1. A developer deploys a new version of their API to Cloud Run, but users immediately report critical errors. The developer needs to restore the previous version instantly. How should they accomplish this using Cloud Run's architecture?

The developer should update the service traffic configuration to route 100% of incoming requests back to the previous revision ID. Cloud Run treats every deployment as an immutable snapshot called a revision, which is never deleted automatically when a new deployment occurs. By using a command like gcloud run services update-traffic, the developer shifts the routing rules at the load balancer level, resulting in an instant rollback without needing to rebuild or redeploy the older container image.

2. You have a Python API running on Cloud Run with the default concurrency setting (80). Load testing shows that when 100 simultaneous requests hit the service, 20 of them fail with database connection pool exhaustion errors. The database is configured to allow a maximum of 10 connections per instance. What is the most cost-effective way to fix this?

You must lower the Cloud Run concurrency setting to 10 to match your application’s database connection pool limit. By default, Cloud Run sends up to 80 concurrent requests to a single instance. If your code is configured to only handle 10 simultaneous database connections, the 11th request on that instance will fail to acquire a connection and time out. By aligning the concurrency setting (10) with the connection pool size (10), Cloud Run’s autoscaler will automatically spin up a new instance for the 11th request, ensuring stability while remaining cost-effective.

3. Your team deployed a Node.js service to Cloud Run that processes webhooks. The service receives a webhook, immediately sends a `200 OK` HTTP response to the caller, and then attempts to upload the payload to Cloud Storage asynchronously in the background. However, the files are rarely arriving in the storage bucket. What is causing this failure?

The failure is caused by Cloud Run’s default “CPU throttled” mode, which removes CPU allocation from the container immediately after the HTTP response is sent. Because the Node.js application attempts to perform the Cloud Storage upload asynchronously after returning the 200 OK, the background thread is frozen before it can complete the network transfer. To resolve this, you must configure the service to use “Always-on CPU” (--no-cpu-throttling), which ensures the CPU remains active and available for background tasks between requests.

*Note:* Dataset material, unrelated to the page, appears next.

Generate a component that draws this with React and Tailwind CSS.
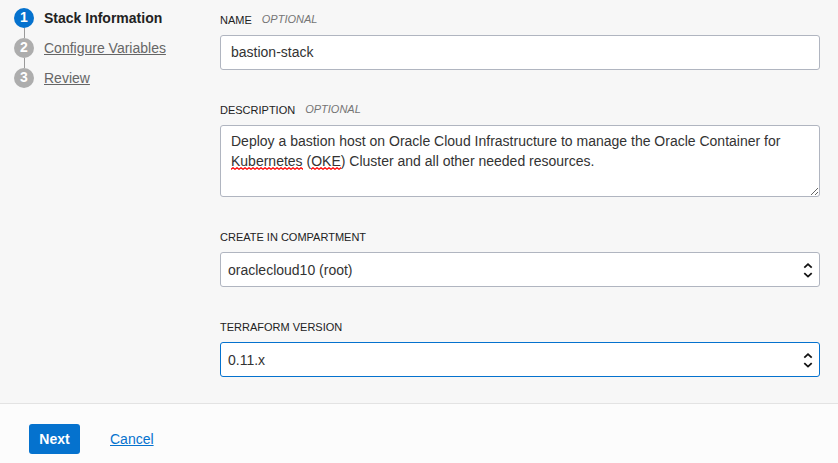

4. You want to test a risky new feature in production without affecting all users. You deploy the container to Cloud Run, but you don't want it to receive general traffic immediately. Instead, you want developers to access it via a specific URL for verification before routing 5% of real user traffic to it. How do you implement this?

First, deploy the new container image using the --no-traffic and --tag=canary flags. This creates a new revision and generates a dedicated testing URL (e.g., https://canary---my-api.run.app) without shifting any production traffic to it. Once the developers verify the feature using the tagged URL, you can safely initiate a canary release by using the update-traffic command to route 5% of traffic to the new revision ID and 95% to the existing revision ID. This minimizes risk by isolating the initial deployment and allowing gradual exposure.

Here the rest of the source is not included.